Start STORED DATA

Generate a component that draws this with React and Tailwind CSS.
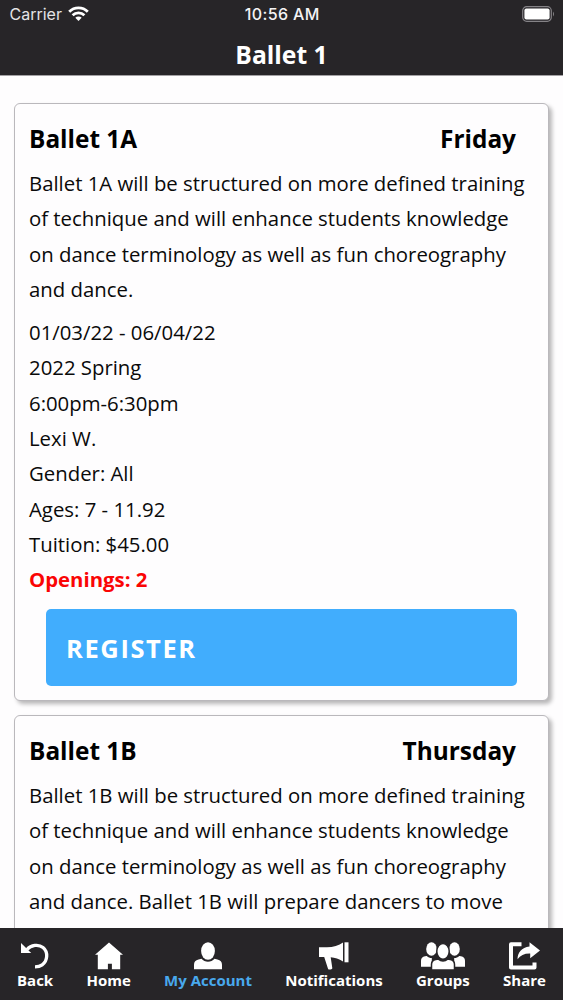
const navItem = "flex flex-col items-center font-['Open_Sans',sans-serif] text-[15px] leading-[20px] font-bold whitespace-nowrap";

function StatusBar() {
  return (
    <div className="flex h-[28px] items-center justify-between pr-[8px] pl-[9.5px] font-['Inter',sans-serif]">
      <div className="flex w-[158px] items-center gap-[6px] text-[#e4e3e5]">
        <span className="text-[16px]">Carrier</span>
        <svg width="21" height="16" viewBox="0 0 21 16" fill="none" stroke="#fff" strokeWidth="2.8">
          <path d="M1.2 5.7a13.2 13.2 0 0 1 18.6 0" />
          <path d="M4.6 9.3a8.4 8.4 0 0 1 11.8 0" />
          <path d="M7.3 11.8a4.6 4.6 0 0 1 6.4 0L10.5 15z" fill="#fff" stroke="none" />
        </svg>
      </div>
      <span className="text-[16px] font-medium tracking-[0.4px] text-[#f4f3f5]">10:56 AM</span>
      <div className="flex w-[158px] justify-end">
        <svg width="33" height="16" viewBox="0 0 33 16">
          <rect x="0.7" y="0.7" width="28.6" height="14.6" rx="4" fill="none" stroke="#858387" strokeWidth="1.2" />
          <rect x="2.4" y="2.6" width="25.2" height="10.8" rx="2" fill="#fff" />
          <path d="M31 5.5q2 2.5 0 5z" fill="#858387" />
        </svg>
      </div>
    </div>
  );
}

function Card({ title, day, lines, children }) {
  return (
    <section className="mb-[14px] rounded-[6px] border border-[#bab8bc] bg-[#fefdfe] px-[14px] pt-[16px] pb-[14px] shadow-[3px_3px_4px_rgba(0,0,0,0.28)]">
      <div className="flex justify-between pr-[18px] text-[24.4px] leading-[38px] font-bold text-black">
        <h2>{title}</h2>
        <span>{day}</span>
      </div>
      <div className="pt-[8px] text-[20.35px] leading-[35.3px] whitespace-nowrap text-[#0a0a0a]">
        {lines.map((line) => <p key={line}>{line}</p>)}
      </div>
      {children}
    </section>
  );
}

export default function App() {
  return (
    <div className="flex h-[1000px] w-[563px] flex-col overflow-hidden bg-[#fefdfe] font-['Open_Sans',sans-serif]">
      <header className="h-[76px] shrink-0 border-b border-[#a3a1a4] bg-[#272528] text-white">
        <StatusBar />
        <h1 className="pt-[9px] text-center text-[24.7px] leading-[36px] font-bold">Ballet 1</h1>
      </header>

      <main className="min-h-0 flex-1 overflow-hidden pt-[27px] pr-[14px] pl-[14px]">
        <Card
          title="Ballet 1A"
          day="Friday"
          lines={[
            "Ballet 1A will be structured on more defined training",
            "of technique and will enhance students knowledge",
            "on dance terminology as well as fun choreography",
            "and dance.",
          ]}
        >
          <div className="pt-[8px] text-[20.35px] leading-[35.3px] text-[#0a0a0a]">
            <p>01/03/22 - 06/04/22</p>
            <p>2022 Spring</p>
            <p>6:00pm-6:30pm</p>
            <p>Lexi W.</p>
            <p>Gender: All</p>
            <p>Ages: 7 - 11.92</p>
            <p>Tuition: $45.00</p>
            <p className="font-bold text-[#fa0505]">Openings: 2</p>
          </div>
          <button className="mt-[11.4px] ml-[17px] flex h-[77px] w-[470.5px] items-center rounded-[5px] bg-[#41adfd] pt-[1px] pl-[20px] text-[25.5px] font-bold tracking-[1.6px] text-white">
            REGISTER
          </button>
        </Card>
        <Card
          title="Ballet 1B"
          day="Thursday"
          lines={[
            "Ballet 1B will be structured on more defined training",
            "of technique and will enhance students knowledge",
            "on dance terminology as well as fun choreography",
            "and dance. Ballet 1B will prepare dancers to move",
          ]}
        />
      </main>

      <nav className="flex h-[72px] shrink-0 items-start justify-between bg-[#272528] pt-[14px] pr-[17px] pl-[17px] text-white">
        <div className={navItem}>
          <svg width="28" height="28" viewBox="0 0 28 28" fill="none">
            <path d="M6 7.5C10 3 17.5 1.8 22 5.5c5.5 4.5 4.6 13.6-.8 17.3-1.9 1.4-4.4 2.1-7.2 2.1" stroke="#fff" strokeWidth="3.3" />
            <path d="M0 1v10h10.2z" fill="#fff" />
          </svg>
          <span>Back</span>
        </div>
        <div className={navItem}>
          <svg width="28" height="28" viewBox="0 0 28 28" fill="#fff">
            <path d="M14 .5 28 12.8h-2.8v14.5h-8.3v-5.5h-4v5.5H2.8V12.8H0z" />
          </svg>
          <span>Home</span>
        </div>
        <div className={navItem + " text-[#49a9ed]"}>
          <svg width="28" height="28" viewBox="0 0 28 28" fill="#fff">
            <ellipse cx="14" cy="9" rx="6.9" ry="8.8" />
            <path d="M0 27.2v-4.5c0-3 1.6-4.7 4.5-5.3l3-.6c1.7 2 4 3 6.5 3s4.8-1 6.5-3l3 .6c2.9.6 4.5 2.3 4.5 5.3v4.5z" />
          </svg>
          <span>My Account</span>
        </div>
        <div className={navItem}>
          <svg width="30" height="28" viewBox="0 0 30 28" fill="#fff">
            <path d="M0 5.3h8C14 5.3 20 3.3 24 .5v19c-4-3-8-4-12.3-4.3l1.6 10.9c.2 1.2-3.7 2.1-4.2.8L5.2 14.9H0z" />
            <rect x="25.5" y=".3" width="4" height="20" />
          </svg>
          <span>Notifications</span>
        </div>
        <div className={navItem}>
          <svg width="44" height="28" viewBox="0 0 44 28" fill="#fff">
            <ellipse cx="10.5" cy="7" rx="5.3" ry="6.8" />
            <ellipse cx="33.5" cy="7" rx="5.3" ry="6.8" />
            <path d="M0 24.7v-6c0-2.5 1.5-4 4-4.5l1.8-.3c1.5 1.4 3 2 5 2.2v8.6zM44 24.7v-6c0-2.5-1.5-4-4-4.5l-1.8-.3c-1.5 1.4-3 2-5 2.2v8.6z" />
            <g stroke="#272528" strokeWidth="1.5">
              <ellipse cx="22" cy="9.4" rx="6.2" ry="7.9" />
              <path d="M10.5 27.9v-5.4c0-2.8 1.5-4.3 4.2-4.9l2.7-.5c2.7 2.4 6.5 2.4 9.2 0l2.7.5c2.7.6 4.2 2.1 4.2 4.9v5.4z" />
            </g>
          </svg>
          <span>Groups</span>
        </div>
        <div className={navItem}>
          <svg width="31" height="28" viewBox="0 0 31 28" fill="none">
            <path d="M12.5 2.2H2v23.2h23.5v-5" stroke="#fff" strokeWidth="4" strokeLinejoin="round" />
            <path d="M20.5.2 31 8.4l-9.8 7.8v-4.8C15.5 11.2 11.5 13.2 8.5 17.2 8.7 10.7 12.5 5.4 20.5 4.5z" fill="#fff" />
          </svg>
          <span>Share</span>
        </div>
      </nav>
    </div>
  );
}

End STORED DATA

*STATED PROBLEM*. Give again, word for word, every line from the top of the data through the line with "flex-col items-center font-['Open_Sans',sans-serif]", both ends included, and exclude the pictures.

*ANSWER TO THIS TASK*.
Generate a component that draws this with React and Tailwind CSS.
const navItem = "flex flex-col items-center font-['Open_Sans',sans-serif] text-[15px] leading-[20px] font-bold whitespace-nowrap";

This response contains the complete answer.